The lake is an integral part of the composition and was surrounded by a rectangular ‘fence’. According to Zoroastrian beliefs, the waters of the Takht-Soleyman lake belonged to Anahita; thus people dropped their votive offerings into the lake which is 62 meters deep, 100 meters long, and 80 meters wide.

Archaeological excavations unveiled traces of occupations earlier than the Sassanids in Takht-Soleyman; thus the lake now hides many historical treasures from the Sassanids, Parthians, and even Achaemenids.


Some three kilometers from the lake is a volcanic conical mountain, known as Zendan-Soleyman ‘Solomon’s pit’. At its summit, rising 107 meters above the surroundings, are the remains of shrines and temples dating to the first millennium BC. The site gets its name from a deep giant hole on the top, 80 meters deep, and 65 meters wide.

With the arrival of the Sassanids in the 5th century, Zendan-Soleyman lost its importance in favour of Takht-Soleyman. Centuries ago, fed by floor springs, the hole was full of water, but later, after an earthquake, waters sank and the hole was left dry.

  Tepeh Majid

The 10-ha site also includes Tepe Majid, an archaeological mound culturally related to Zendan-Soleyman. It is a large hill 3 km northeast of Takht-Soleyman, where Parthian potteries were discovered.

  Mount Belqeys

Some 7 km northeast of the lake is Mount Belqeys. The highest point on the mountain’s dual peak rises to about 3,300 meters above sea level. A Sassanid fortress is located on the highest part of the mountain. It covers an area of 60m by 50m.

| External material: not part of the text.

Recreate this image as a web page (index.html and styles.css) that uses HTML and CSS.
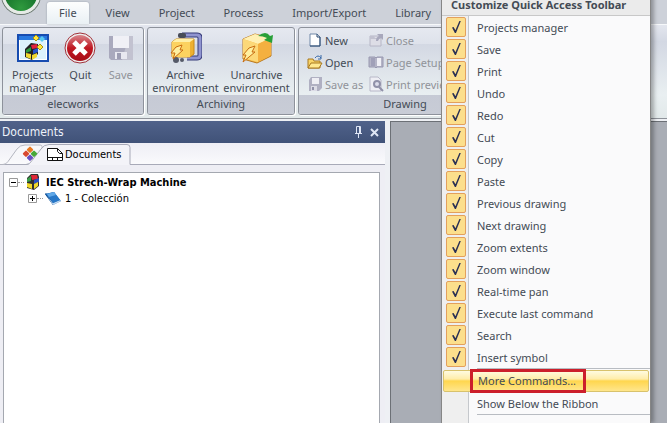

Explorations revealed another fire temple within the fortress. The orientation of the fire temple indicates a close relationship with the temple down in Takht-Soleyman.


In 1937, the site was photographed by Erich F. Schmidt, and surveyed by Arthur U. Pope and Donald N. Wilber. In 1958 it was explored by Swedish archaeologists. The first systematic excavation was undertaken by the German Archaeological Institute under R. Naumann and D. Huff, in the 1970s.